Der Erotik-Bereich ist bei älteren Kunden gefragt
„Es gibt immer noch Menschen, die wollen sich nicht durchs Internet klicken, sondern auch mal einen Film empfohlen bekommen oder den Klappentext lesen“, weiß Wegner. Selbst die Erotik-Abteilung sei im Internet-Zeitalter gut besucht. „Klar, die wird jetzt vor allem von älteren Kunden genutzt, aber die wollen eine andere Qualität als diese Internet-Filmchen.“ Immerhin 10.000 Kunden hätten sie noch in ihrer Kundendatei, rechnen die Geschäftsführer vor. Und wenn wieder ein paar Videotheken schließen (Wegner: „Im vergangenen Jahr haben allein in Duisburg zehn dicht gemacht“), dann kommen ein paar neue Kunden dazu.
Wie viele Verleiher es noch in Duisburg gibt, lässt sich schwer ermitteln. Bekannt ist noch eine in der Altstadt sowie weitere in Rheinhausen und Homberg. Der Blick in die Gelben Seiten führt allerdings in die Irre, zahlreiche Anschlüsse sind nicht mehr erreichbar. Auch die Stadt kann nicht weiterhelfen. „Wer Gewerbesteuer zahlt, gibt nicht an, welchen Betrieb er führt. Videotheken fallen oft unter Kleingewerbe“, sagt Stadtsprecherin Anja Huntgeburth. Der „Interessenverband des Video- und Medienfachhandels in Deutschland e.V.“ gibt bundesweite Zahlen heraus. 2005 gab es 4273 Anbieter, 2010 waren es nur noch 3009.
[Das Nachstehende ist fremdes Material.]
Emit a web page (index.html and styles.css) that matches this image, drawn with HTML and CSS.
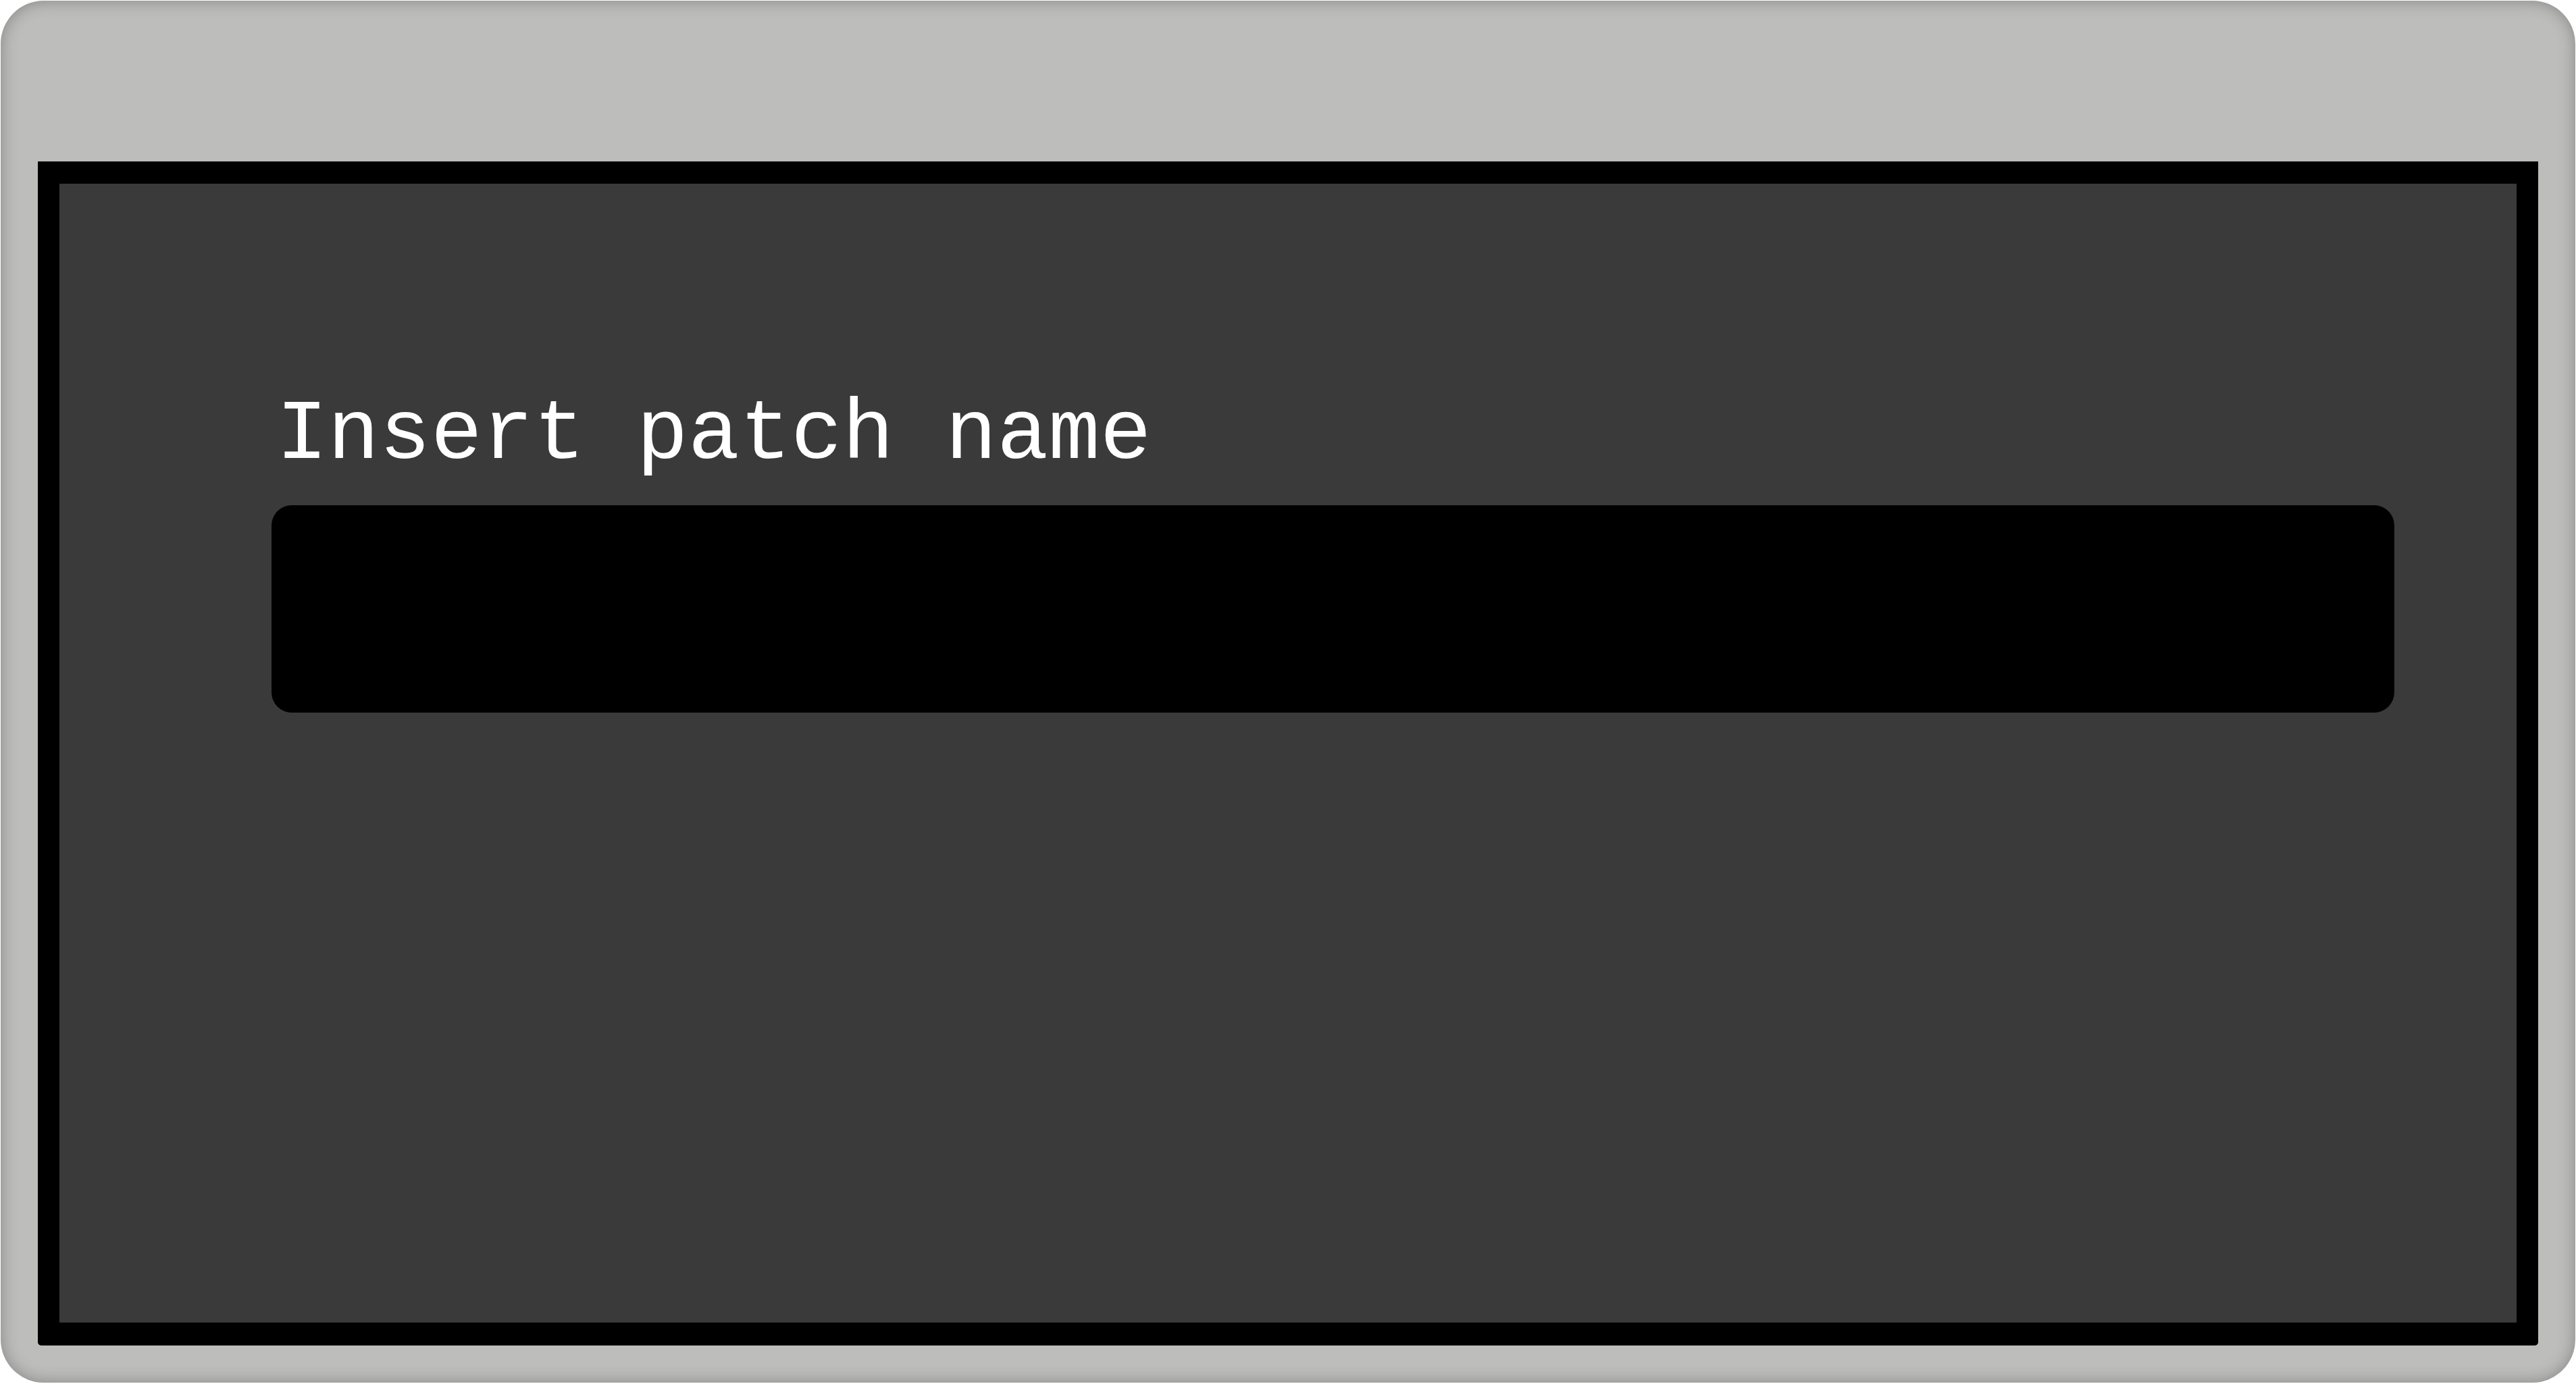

Spielkonsolen und Popcorn als Ergänzung
Für die besonderen Filmtipps ist Stephan Becker zuständig. „Der weiß, was die Studenten gucken wollen“, sagt Chef Michael Wegner amüsiert. „Es gibt Filme, die feiern nach einiger Zeit ein Revival“, hat Becker beobachtet. „In China essen sie Hunde“ sei so einer. „Der ist für alle, die schwarzen Humor mögen.“ Auch Vorgänger-Silberlinge laufen gut, wenn etwa Teil drei kommt. „Aber die Filme müssen auch gut sein. Für Saw hat sich zuletzt kaum einer interessiert.“ Der 24-Jährige hat sein Studium abgebrochen, um eine Ausbildung in der Videothek zu beginnen. Er hat den Schritt nicht bereut: „Das interessiert mich mehr als die Uni.“
Wie der Markt sonst funktioniert, ergibt sich aus Erfahrung: Spielekonsolen werden übers Wochenende geliehen, also bieten die Geschäftsführer drei Konsolen-Modelle an. Popcorn knabbern die Kunden lieber als Chips. Die Eimer stehen an der Kasse. In der Woche kann man Filme von montags bis mittwochs günstiger ausleihen. Und wenn ältere Filme ausgemustert werden, kann man sie in der Videothek erstehen. Wegner und Frank sehen für ihren sechs-Mann-Betrieb eine Geschichte mit Happy-End.